## Given exercise
Copy all lines below exactly as written. Leave pictures out.

## Material
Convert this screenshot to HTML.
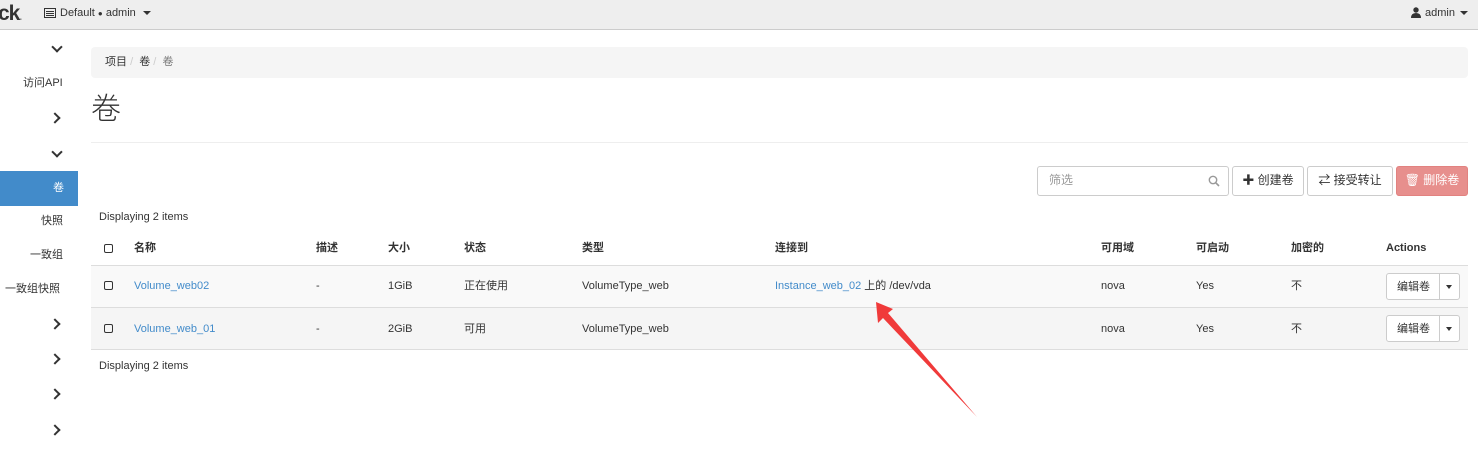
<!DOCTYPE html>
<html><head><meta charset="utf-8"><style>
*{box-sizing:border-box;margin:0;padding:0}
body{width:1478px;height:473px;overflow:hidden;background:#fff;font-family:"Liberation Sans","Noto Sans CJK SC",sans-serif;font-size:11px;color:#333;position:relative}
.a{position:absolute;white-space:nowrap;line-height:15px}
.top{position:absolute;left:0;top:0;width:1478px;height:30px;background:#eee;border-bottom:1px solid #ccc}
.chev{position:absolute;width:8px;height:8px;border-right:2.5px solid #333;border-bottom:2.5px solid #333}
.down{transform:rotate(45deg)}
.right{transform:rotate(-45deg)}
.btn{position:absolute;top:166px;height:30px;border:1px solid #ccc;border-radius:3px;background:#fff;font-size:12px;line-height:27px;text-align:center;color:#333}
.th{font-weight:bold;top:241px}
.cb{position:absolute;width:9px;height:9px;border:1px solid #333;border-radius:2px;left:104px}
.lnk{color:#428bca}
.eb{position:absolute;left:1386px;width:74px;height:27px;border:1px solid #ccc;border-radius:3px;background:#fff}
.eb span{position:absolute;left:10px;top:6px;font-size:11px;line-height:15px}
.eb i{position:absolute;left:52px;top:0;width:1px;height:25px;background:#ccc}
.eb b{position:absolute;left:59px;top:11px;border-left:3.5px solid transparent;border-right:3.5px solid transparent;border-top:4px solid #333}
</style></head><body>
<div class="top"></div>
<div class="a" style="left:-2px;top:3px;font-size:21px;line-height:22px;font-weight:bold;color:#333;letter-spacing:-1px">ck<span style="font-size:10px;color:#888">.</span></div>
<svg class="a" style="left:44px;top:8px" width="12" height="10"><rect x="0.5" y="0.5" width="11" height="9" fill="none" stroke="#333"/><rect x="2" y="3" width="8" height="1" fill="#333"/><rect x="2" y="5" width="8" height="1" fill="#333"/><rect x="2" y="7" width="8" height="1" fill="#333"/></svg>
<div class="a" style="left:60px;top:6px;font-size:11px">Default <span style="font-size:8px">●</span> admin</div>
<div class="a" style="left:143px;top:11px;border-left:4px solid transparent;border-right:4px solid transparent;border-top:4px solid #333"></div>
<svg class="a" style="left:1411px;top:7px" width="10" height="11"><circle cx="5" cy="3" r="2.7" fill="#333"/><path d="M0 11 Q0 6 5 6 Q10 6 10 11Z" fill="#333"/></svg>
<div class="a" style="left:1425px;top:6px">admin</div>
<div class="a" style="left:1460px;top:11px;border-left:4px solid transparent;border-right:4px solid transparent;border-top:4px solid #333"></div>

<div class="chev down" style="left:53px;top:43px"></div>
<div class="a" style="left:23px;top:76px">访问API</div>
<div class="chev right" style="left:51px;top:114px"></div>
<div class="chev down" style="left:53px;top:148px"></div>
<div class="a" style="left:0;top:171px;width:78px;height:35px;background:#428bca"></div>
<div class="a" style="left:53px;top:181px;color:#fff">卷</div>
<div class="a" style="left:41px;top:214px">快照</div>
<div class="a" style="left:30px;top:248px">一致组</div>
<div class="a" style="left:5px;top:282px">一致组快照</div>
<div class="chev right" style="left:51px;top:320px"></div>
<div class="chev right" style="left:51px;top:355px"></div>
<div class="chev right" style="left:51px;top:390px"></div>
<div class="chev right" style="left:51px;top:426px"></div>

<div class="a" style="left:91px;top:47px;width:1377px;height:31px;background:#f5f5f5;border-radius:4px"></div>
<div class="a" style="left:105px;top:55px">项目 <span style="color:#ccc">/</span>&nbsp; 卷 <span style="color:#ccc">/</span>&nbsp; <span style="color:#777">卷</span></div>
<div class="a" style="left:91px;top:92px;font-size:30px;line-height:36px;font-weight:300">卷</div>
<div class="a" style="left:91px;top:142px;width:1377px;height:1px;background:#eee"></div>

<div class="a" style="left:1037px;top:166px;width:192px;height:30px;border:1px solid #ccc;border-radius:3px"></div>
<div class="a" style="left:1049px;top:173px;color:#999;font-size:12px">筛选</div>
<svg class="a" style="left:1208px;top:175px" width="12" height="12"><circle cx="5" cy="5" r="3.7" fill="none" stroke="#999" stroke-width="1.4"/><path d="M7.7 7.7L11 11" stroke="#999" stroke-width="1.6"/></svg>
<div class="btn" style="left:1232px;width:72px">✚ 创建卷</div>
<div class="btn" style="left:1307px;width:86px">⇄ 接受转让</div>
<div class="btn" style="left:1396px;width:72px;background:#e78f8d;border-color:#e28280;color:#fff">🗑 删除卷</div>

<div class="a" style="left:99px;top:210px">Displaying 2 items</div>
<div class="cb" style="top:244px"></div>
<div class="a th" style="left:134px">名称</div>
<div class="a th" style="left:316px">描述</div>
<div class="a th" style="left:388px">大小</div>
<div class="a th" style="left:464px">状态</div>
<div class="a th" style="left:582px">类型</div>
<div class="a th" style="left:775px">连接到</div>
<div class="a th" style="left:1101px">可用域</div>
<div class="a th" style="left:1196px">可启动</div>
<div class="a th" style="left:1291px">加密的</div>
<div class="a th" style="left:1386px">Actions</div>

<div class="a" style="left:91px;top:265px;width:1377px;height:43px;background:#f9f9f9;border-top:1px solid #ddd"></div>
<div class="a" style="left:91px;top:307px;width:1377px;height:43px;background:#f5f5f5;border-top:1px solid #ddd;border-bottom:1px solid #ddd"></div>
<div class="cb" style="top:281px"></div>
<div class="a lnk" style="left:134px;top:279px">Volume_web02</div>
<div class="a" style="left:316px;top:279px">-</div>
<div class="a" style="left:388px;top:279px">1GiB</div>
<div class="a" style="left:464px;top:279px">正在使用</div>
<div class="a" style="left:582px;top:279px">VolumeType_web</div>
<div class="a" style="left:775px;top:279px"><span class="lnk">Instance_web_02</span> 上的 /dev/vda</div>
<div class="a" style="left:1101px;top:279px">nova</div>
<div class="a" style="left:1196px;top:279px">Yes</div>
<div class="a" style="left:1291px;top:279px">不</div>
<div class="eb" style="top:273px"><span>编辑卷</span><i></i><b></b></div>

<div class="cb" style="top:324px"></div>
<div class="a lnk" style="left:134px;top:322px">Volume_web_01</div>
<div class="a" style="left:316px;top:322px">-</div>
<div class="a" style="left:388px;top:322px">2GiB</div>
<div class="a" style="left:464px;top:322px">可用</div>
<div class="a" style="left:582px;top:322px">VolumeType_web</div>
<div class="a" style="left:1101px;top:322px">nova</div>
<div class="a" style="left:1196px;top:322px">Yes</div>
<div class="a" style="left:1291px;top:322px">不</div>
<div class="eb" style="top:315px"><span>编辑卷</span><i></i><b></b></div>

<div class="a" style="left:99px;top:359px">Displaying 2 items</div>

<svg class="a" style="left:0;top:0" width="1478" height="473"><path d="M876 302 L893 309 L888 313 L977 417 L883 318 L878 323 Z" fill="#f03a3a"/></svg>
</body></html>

## Result of this exercise
Convert this screenshot to HTML.
<!DOCTYPE html>
<html><head><meta charset="utf-8"><style>
*{box-sizing:border-box;margin:0;padding:0}
body{width:1478px;height:473px;overflow:hidden;background:#fff;font-family:"Liberation Sans","Noto Sans CJK SC",sans-serif;font-size:11px;color:#333;position:relative}
.a{position:absolute;white-space:nowrap;line-height:15px}
.top{position:absolute;left:0;top:0;width:1478px;height:30px;background:#eee;border-bottom:1px solid #ccc}
.chev{position:absolute;width:8px;height:8px;border-right:2.5px solid #333;border-bottom:2.5px solid #333}
.down{transform:rotate(45deg)}
.right{transform:rotate(-45deg)}
.btn{position:absolute;top:166px;height:30px;border:1px solid #ccc;border-radius:3px;background:#fff;font-size:12px;line-height:27px;text-align:center;color:#333}
.th{font-weight:bold;top:241px}
.cb{position:absolute;width:9px;height:9px;border:1px solid #333;border-radius:2px;left:104px}
.lnk{color:#428bca}
.eb{position:absolute;left:1386px;width:74px;height:27px;border:1px solid #ccc;border-radius:3px;background:#fff}
.eb span{position:absolute;left:10px;top:6px;font-size:11px;line-height:15px}
.eb i{position:absolute;left:52px;top:0;width:1px;height:25px;background:#ccc}
.eb b{position:absolute;left:59px;top:11px;border-left:3.5px solid transparent;border-right:3.5px solid transparent;border-top:4px solid #333}
</style></head><body>
<div class="top"></div>
<div class="a" style="left:-2px;top:3px;font-size:21px;line-height:22px;font-weight:bold;color:#333;letter-spacing:-1px">ck<span style="font-size:10px;color:#888">.</span></div>
<svg class="a" style="left:44px;top:8px" width="12" height="10"><rect x="0.5" y="0.5" width="11" height="9" fill="none" stroke="#333"/><rect x="2" y="3" width="8" height="1" fill="#333"/><rect x="2" y="5" width="8" height="1" fill="#333"/><rect x="2" y="7" width="8" height="1" fill="#333"/></svg>
<div class="a" style="left:60px;top:6px;font-size:11px">Default <span style="font-size:8px">●</span> admin</div>
<div class="a" style="left:143px;top:11px;border-left:4px solid transparent;border-right:4px solid transparent;border-top:4px solid #333"></div>
<svg class="a" style="left:1411px;top:7px" width="10" height="11"><circle cx="5" cy="3" r="2.7" fill="#333"/><path d="M0 11 Q0 6 5 6 Q10 6 10 11Z" fill="#333"/></svg>
<div class="a" style="left:1425px;top:6px">admin</div>
<div class="a" style="left:1460px;top:11px;border-left:4px solid transparent;border-right:4px solid transparent;border-top:4px solid #333"></div>

<div class="chev down" style="left:53px;top:43px"></div>
<div class="a" style="left:23px;top:76px">访问API</div>
<div class="chev right" style="left:51px;top:114px"></div>
<div class="chev down" style="left:53px;top:148px"></div>
<div class="a" style="left:0;top:171px;width:78px;height:35px;background:#428bca"></div>
<div class="a" style="left:53px;top:181px;color:#fff">卷</div>
<div class="a" style="left:41px;top:214px">快照</div>
<div class="a" style="left:30px;top:248px">一致组</div>
<div class="a" style="left:5px;top:282px">一致组快照</div>
<div class="chev right" style="left:51px;top:320px"></div>
<div class="chev right" style="left:51px;top:355px"></div>
<div class="chev right" style="left:51px;top:390px"></div>
<div class="chev right" style="left:51px;top:426px"></div>

<div class="a" style="left:91px;top:47px;width:1377px;height:31px;background:#f5f5f5;border-radius:4px"></div>
<div class="a" style="left:105px;top:55px">项目 <span style="color:#ccc">/</span>&nbsp; 卷 <span style="color:#ccc">/</span>&nbsp; <span style="color:#777">卷</span></div>
<div class="a" style="left:91px;top:92px;font-size:30px;line-height:36px;font-weight:300">卷</div>
<div class="a" style="left:91px;top:142px;width:1377px;height:1px;background:#eee"></div>

<div class="a" style="left:1037px;top:166px;width:192px;height:30px;border:1px solid #ccc;border-radius:3px"></div>
<div class="a" style="left:1049px;top:173px;color:#999;font-size:12px">筛选</div>
<svg class="a" style="left:1208px;top:175px" width="12" height="12"><circle cx="5" cy="5" r="3.7" fill="none" stroke="#999" stroke-width="1.4"/><path d="M7.7 7.7L11 11" stroke="#999" stroke-width="1.6"/></svg>
<div class="btn" style="left:1232px;width:72px">✚ 创建卷</div>
<div class="btn" style="left:1307px;width:86px">⇄ 接受转让</div>
<div class="btn" style="left:1396px;width:72px;background:#e78f8d;border-color:#e28280;color:#fff">🗑 删除卷</div>

<div class="a" style="left:99px;top:210px">Displaying 2 items</div>
<div class="cb" style="top:244px"></div>
<div class="a th" style="left:134px">名称</div>
<div class="a th" style="left:316px">描述</div>
<div class="a th" style="left:388px">大小</div>
<div class="a th" style="left:464px">状态</div>
<div class="a th" style="left:582px">类型</div>
<div class="a th" style="left:775px">连接到</div>
<div class="a th" style="left:1101px">可用域</div>
<div class="a th" style="left:1196px">可启动</div>
<div class="a th" style="left:1291px">加密的</div>
<div class="a th" style="left:1386px">Actions</div>

<div class="a" style="left:91px;top:265px;width:1377px;height:43px;background:#f9f9f9;border-top:1px solid #ddd"></div>
<div class="a" style="left:91px;top:307px;width:1377px;height:43px;background:#f5f5f5;border-top:1px solid #ddd;border-bottom:1px solid #ddd"></div>
<div class="cb" style="top:281px"></div>
<div class="a lnk" style="left:134px;top:279px">Volume_web02</div>
<div class="a" style="left:316px;top:279px">-</div>
<div class="a" style="left:388px;top:279px">1GiB</div>
<div class="a" style="left:464px;top:279px">正在使用</div>
<div class="a" style="left:582px;top:279px">VolumeType_web</div>
<div class="a" style="left:775px;top:279px"><span class="lnk">Instance_web_02</span> 上的 /dev/vda</div>
<div class="a" style="left:1101px;top:279px">nova</div>
<div class="a" style="left:1196px;top:279px">Yes</div>
<div class="a" style="left:1291px;top:279px">不</div>
<div class="eb" style="top:273px"><span>编辑卷</span><i></i><b></b></div>

<div class="cb" style="top:324px"></div>
<div class="a lnk" style="left:134px;top:322px">Volume_web_01</div>
<div class="a" style="left:316px;top:322px">-</div>
<div class="a" style="left:388px;top:322px">2GiB</div>
<div class="a" style="left:464px;top:322px">可用</div>
<div class="a" style="left:582px;top:322px">VolumeType_web</div>
<div class="a" style="left:1101px;top:322px">nova</div>
<div class="a" style="left:1196px;top:322px">Yes</div>
<div class="a" style="left:1291px;top:322px">不</div>
<div class="eb" style="top:315px"><span>编辑卷</span><i></i><b></b></div>

<div class="a" style="left:99px;top:359px">Displaying 2 items</div>

<svg class="a" style="left:0;top:0" width="1478" height="473"><path d="M876 302 L893 309 L888 313 L977 417 L883 318 L878 323 Z" fill="#f03a3a"/></svg>
</body></html>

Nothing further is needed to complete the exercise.